The other refugee crisis: As President Biden moves to admit up to 100,000 Ukrainian refugees to the United States, lawmakers and advocates are urging him not to forget about the other refugee crisis facing his administration: the thousands of Afghans still waiting to be admitted to the country.
The White House says that its push to accept Ukrainian refugees — announced last week while Biden was in Europe — won’t divert resources or attention from its ongoing effort to help Afghans who aided American forces and their families come to the United States.
“Our commitment to resettling Afghans — particularly those who served on behalf of the U.S. effort in Afghanistan — remains steadfast,” a White House spokesperson said in a statement to the Early. “That commitment will not wane as we open our doors to Ukrainians.”
Some lawmakers aren’t so sure.
Rep. Seth Moulton (D-Mass.) praised Biden’s decision to accept Ukrainian refugees and said he thought the administration had learned from the chaotic effort to help Afghans flee their country. Biden announced his Ukrainian refugee plan only a month after Russian invaded, Moulton noted, in contrast to the administration’s foot-dragging in Afghanistan.
But Moulton said he was concerned the Ukrainian effort would distract attention from the unfinished Afghan one.
“There are still Afghans being killed by the Taliban because we haven’t gotten them out of the country,” he said.
The administration’s steadfast commitment, Moulton added, has been mostly “steadfastly slow.”
Moulton and Rep. Peter Meijer (R-Mich.) told the Early they’ve been trying for months to help Afghan evacuees reach the United States but have been stymied by bureaucratic delays. Meijer, who served in Afghanistan, has pressed the State Department every week for more than six months to help the wife and young son of one of his former Afghan comrades, without success.

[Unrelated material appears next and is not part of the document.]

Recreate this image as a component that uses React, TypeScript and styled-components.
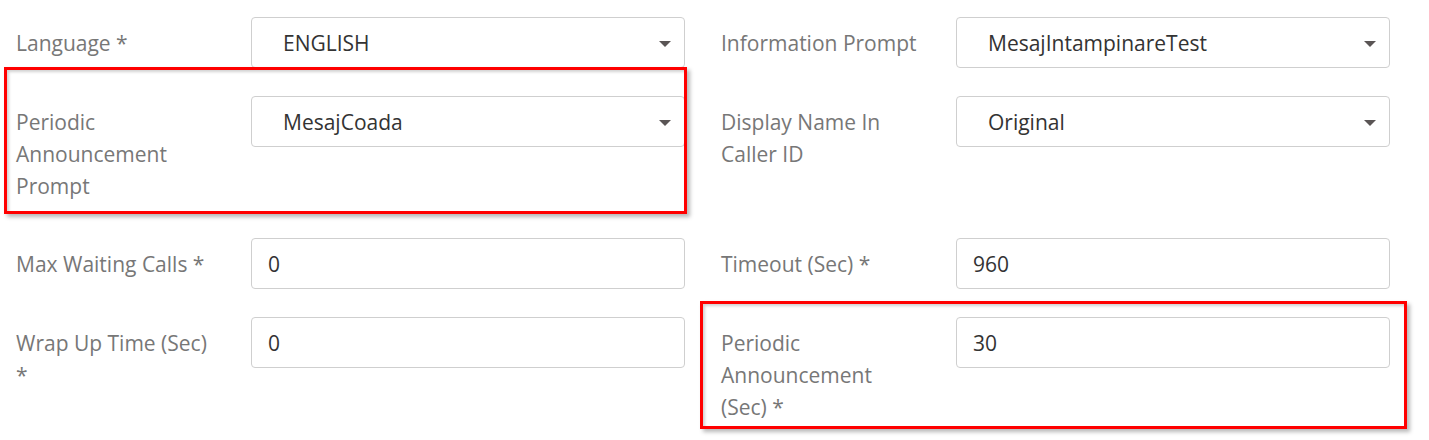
import React from 'react';
import styled, { createGlobalStyle } from 'styled-components';

const GlobalStyle = createGlobalStyle`
  html, body {
    margin: 0;
    padding: 0;
    background: #fff;
  }
  body {
    font-family: 'Open Sans', 'Liberation Sans', sans-serif;
  }
`;

const Page = styled.div`
  position: relative;
  width: 1429px;
  height: 440px;
  padding-top: 17px;
  box-sizing: border-box;
  overflow: hidden;
`;

const FormGrid = styled.div`
  display: grid;
  grid-template-columns: 705px 705px;
  row-gap: 28px;
  align-items: start;
`;

const Field = styled.div`
  display: flex;
  align-items: flex-start;
`;

const Label = styled.div`
  width: 235px;
  box-sizing: border-box;
  padding: 10px 20px 8px 16px;
  font-size: 21px;
  line-height: 32px;
  color: #777;
`;

const Control = styled.div<{ $select?: boolean }>`
  width: 434px;
  height: 51px;
  margin-left: 16px;
  box-sizing: border-box;
  border: 1px solid #cfcfcf;
  border-radius: 4px;
  display: flex;
  align-items: center;
  justify-content: space-between;
  padding: ${({ $select }) => ($select ? '0 13px 0 31px' : '0 16px')};
  font-size: 21px;
  color: #333;
  background: #fff;
`;

const Caret = styled.span`
  width: 0;
  height: 0;
  border-left: 6px solid transparent;
  border-right: 6px solid transparent;
  border-top: 6px solid #5a5555;
  margin-top: 2px;
`;

const Highlight = styled.div<{ $x: number; $y: number; $w: number; $h: number }>`
  position: absolute;
  left: ${({ $x }) => $x}px;
  top: ${({ $y }) => $y}px;
  width: ${({ $w }) => $w}px;
  height: ${({ $h }) => $h}px;
  box-sizing: border-box;
  border: 3px solid #ff0000;
  box-shadow: 3px 3px 4px rgba(0, 0, 0, 0.28), inset 2px 2px 3px rgba(0, 0, 0, 0.18);
  pointer-events: none;
`;

type FieldDef = { label: string; value: string; select?: boolean };

const fields: FieldDef[] = [
  { label: 'Language *', value: 'ENGLISH', select: true },
  { label: 'Information Prompt', value: 'MesajIntampinareTest', select: true },
  { label: 'Periodic Announcement Prompt', value: 'MesajCoada', select: true },
  { label: 'Display Name In Caller ID', value: 'Original', select: true },
  { label: 'Max Waiting Calls *', value: '0' },
  { label: 'Timeout (Sec) *', value: '960' },
  { label: 'Wrap Up Time (Sec) *', value: '0' },
  { label: 'Periodic Announcement (Sec) *', value: '30' },
];

export default function App() {
  return (
    <>
      <GlobalStyle />
      <Page>
        <FormGrid>
          {fields.map((f) => (
            <Field key={f.label}>
              <Label>{f.label}</Label>
              <Control $select={f.select}>
                <span>{f.value}</span>
                {f.select && <Caret />}
              </Control>
            </Field>
          ))}
        </FormGrid>
        <Highlight $x={4} $y={67} $w={683} $h={147} />
        <Highlight $x={700} $y={301} $w={707} $h={128} />
      </Page>
    </>
  );
}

- “It’s enraging to theoretically be in a position of power and to be absolutely impotent in the face of the callous bureaucratic indifference of the Biden administration,” Meijer said.
Some lawmakers who have pressed the Biden administration to make it easier for Afghans who aided American forces to come to the United States say they think the administration can juggle the Ukrainian and Afghan efforts.

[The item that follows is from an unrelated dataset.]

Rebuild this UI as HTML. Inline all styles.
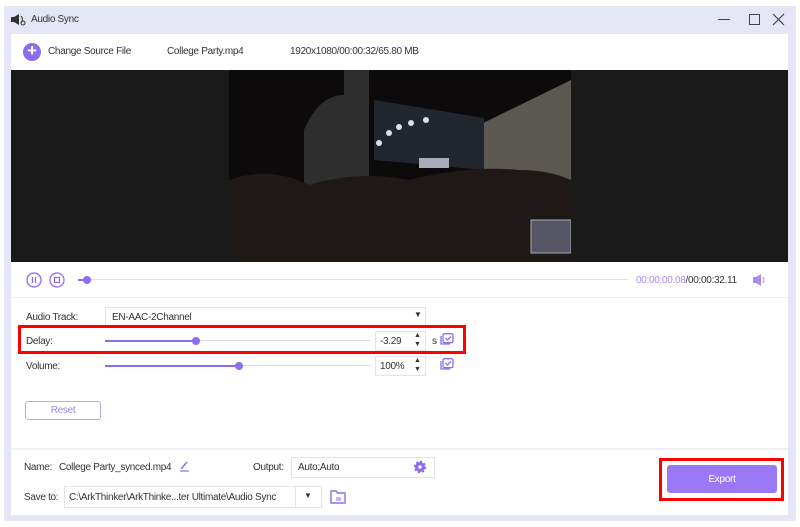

“If they make it a priority to dedicate the resources to it, I think it can be done,” Rep. Jason Crow (D-Colo.), one of eight lawmakers who sent a letter to Secretary of State Antony Blinken and Homeland Security Secretary Alejandro Mayorkas last week urging them to take steps to make it easier for Ukrainians to come to the United States, told the Early.
But the Biden administration still hasn’t finished rebuilding a refugee program that former president Donald Trump spent four years undermining, leading other lawmakers to worry about the government’s ability to process as many as 100,000 more refugees.
“It’s a legitimate concern, because our refugee resettlement system was broken during the Trump administration and has not yet recovered,” said Rep. Tom Malinowski (D-N.J.).
There are significant differences between the Afghans trying to escape the Taliban and the 3.8 million Ukrainians who’ve fled the Russian assault on their country. It remains unclear how many Ukrainians will seek to come to the United States, with many expressing a desire to stay closer to home so it will be easier to return someday. The Afghans, meanwhile, mostly don’t expect to go back.
Several Democratic lawmakers who applauded Biden’s decision to accept 100,000 Ukrainians told the Early that they wished the administration would take a similar approach to accepting refugees from the rest of the world.
- Biden’s announcement last week “is the type of humane and compassionate policy response that we should equitably extend to families fleeing from humanitarian disasters in Haiti, Cameroon, and other non-European countries,” Rep. Ayanna Pressley (D-Mass.), a co-chair of the House Haiti Caucus, said in statement to the Early.
Malinowski has been talking with the administration about standing up a similar effort to take in the thousands of Russians who have fled their country in recent weeks.
“These are the best and brightest people in Russia, and it would be overwhelmingly in our interest to make Putin’s loss our gain,” he said.
The administration is still working out the details of how it will use to admit the Ukrainians. One option, known as “humanitarian parole,” has a backlog of tens of thousands of Afghans who have applied, as the New York Times‘ Miriam Jordan reported last month.
But refugee advocates said that taking in thousands of Ukrainians via the same program wouldn’t necessarily slow it down.
“It’s not like there’s a dedicated group of people that are processing Afghan parole applications every day that would then be diverted to processing Ukraine applications,” said Becca Heller, the executive director of the International Refugee Assistance Project. “There’s just a pile of applications sitting there, not being processed.”
If the administration decides to admit Ukrainians through humanitarian paroles and redirects resources to help process their applications, it could actually help Afghans whose applications have languished, Heller said.
“Those same resources could be used to clear the rest of the backlog and then a rising tide could lift everyone’s boat,” she said.